- DIRECTIVE
Retype only the lines below from the one with "Give me the" to the one with "const tabs = ['予約中', '出発済み', '取消済み'];", inclusive, skipping every image.

- MATERIAL FOR THIS EXERCISE
(begin)

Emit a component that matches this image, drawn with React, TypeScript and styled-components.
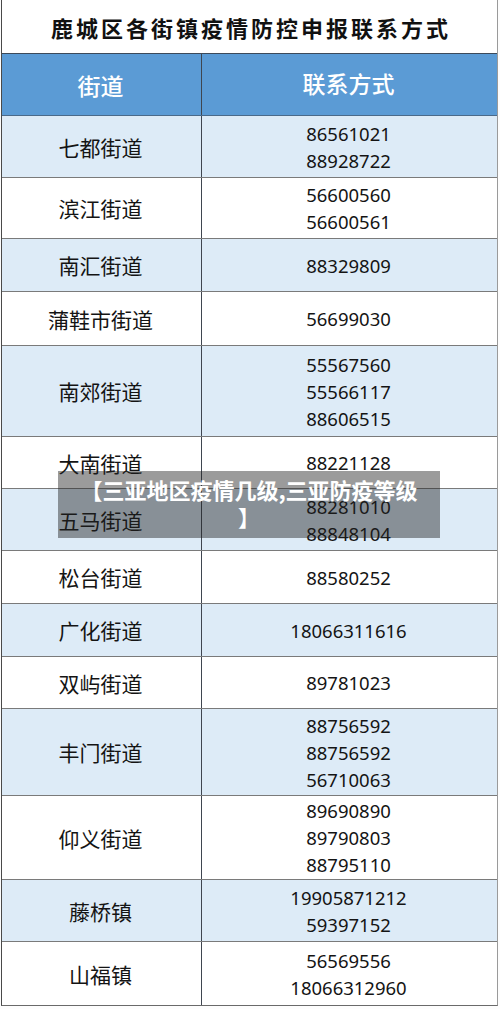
import React from 'react';
import styled, { createGlobalStyle } from 'styled-components';

const Global = createGlobalStyle`
  html, body { margin: 0; padding: 0; background: #ffffff; }
  body { font-family: "Noto Sans CJK SC", "Noto Sans", sans-serif; }
  * { box-sizing: border-box; }
`;

const Page = styled.div`
  position: relative;
  width: 500px;
  height: 1009px;
  overflow: hidden;
  background: #fdfdfd;
`;

const Sheet = styled.div`
  margin-left: 1px;
  width: 497px;
  border-left: 1px solid #4a4a4a;
  border-right: 1px solid #9a9a9a;
  border-bottom: 1px solid #6a6a6a;
`;

const Title = styled.div`
  height: 53px;
  display: flex;
  align-items: center;
  justify-content: center;
  background: #ffffff;
  font-family: "Noto Sans CJK SC", sans-serif;
  font-size: 22px;
  font-weight: 600;
  letter-spacing: 3px;
  padding-left: 3px;
  color: #111111;
`;

const Row = styled.div<{ $h: number; $bg: string; $line: string }>`
  display: grid;
  grid-template-columns: 200px 1fr;
  height: ${(p) => p.$h}px;
  background: ${(p) => p.$bg};
  border-top: 1px solid ${(p) => p.$line};
`;

const NameCell = styled.div<{ $header?: boolean }>`
  display: flex;
  align-items: center;
  justify-content: center;
  border-right: 1px solid #3f4650;
  font-family: "Noto Sans CJK SC", sans-serif;
  font-size: ${(p) => (p.$header ? '23px' : '21px')};
  font-weight: ${(p) => (p.$header ? 500 : 400)};
  color: ${(p) => (p.$header ? '#ffffff' : '#141414')};
  padding-right: 2px;
`;

const NumCell = styled.div<{ $header?: boolean }>`
  display: flex;
  flex-direction: column;
  align-items: center;
  justify-content: center;
  font-family: "Noto Sans", "Noto Sans CJK SC", sans-serif;
  font-size: ${(p) => (p.$header ? '23px' : '18.5px')};
  font-weight: ${(p) => (p.$header ? 500 : 400)};
  line-height: 27px;
  color: ${(p) => (p.$header ? '#ffffff' : '#141414')};
  padding-right: 2px;
`;

const Banner = styled.div`
  position: absolute;
  left: 58px;
  top: 471px;
  width: 382px;
  height: 67px;
  background: rgba(33, 33, 33, 0.45);
  color: #ffffff;
  font-family: "Noto Sans CJK SC", sans-serif;
  font-weight: 700;
  font-size: 22px;
  line-height: 27px;
  text-align: center;
  padding-top: 5px;
`;

type RowData = { name: string; nums: string[]; h: number };

const rows: RowData[] = [
  { name: '七都街道', nums: ['86561021', '88928722'], h: 62 },
  { name: '滨江街道', nums: ['56600560', '56600561'], h: 61 },
  { name: '南汇街道', nums: ['88329809'], h: 53 },
  { name: '蒲鞋市街道', nums: ['56699030'], h: 54 },
  { name: '南郊街道', nums: ['55567560', '55566117', '88606515'], h: 91 },
  { name: '大南街道', nums: ['88221128'], h: 52 },
  { name: '五马街道', nums: ['88281010', '88848104'], h: 62 },
  { name: '松台街道', nums: ['88580252'], h: 53 },
  { name: '广化街道', nums: ['18066311616'], h: 53 },
  { name: '双屿街道', nums: ['89781023'], h: 52 },
  { name: '丰门街道', nums: ['88756592', '88756592', '56710063'], h: 87 },
  { name: '仰义街道', nums: ['89690890', '89790803', '88795110'], h: 84 },
  { name: '藤桥镇', nums: ['19905871212', '59397152'], h: 62 },
  { name: '山福镇', nums: ['56569556', '18066312960'], h: 64 },
];

export default function App() {
  return (
    <Page>
      <Global />
      <Sheet>
        <Title>鹿城区各街镇疫情防控申报联系方式</Title>
        <Row $h={62} $bg="#5b9bd5" $line="#3c4a5a">
          <NameCell $header>街道</NameCell>
          <NumCell $header>联系方式</NumCell>
        </Row>
        {rows.map((r, i) => (
          <Row
            key={r.name}
            $h={r.h}
            $bg={i % 2 === 0 ? '#ddebf7' : '#ffffff'}
            $line={i === 0 ? '#4a6a8a' : '#7a7a7a'}
          >
            <NameCell>{r.name}</NameCell>
            <NumCell>
              {r.nums.map((n, j) => (
                <span key={j}>{n}</span>
              ))}
            </NumCell>
          </Row>
        ))}
      </Sheet>
      <Banner>
        【三亚地区疫情几级,三亚防疫等级
        <br />】
      </Banner>
    </Page>
  );
}
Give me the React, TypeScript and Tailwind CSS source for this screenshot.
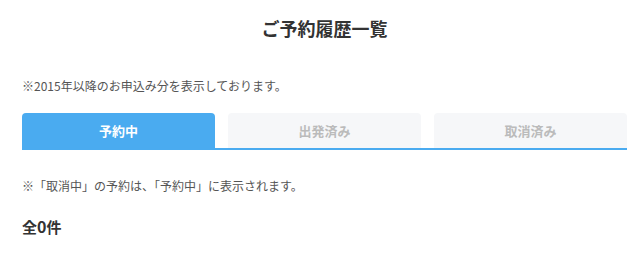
export default function App() {
    const tabs = ['予約中', '出発済み', '取消済み'];

    return (
        <div
            className="w-[640px] h-[256px] bg-white overflow-hidden text-[#333]"
            style={{ fontFamily: '"Noto Sans CJK JP", "Noto Sans", sans-serif' }}
        >
            <div className="pl-[22px] pr-[13px]">
                {/* タイトル */}
                <h1 className="pt-[15px] text-center text-[18px] leading-[26px] font-bold text-[#333]">
                    ご予約履歴一覧
                </h1>

                <p className="mt-[36px] text-[12px] leading-[18px] text-[#555]">
                    ※2015年以降のお申込み分を表示しております。
                </p>

                {/* タブ */}
                <div className="mt-[18px] flex gap-[13px] border-b-2 border-[#4aabf0]">
                    {tabs.map((tab, i) => (
                        <div
                            key={tab}
                            className={`flex-1 h-[35px] flex items-center justify-center rounded-t-[4px] text-[13px] font-bold ${
                                i === 0
                                    ? 'bg-[#4aabf0] text-white'
                                    : 'bg-[#f6f7f9] text-[#bbbbbb]'
                            }`}
                        >
                            {tab}
                        </div>
                    ))}
                </div>

                <p className="mt-[27px] text-[12px] leading-[18px] text-[#555]">
                    ※「取消中」の予約は、「予約中」に表示されます。
                </p>

                <p className="mt-[21px] text-[15px] leading-[20px] font-bold text-[#333]">
                    全<span className="text-[16px]">0</span>件
                </p>
            </div>
        </div>
    );
}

(end)

- TASK RESULT
Give me the React, TypeScript and Tailwind CSS source for this screenshot.
export default function App() {
    const tabs = ['予約中', '出発済み', '取消済み'];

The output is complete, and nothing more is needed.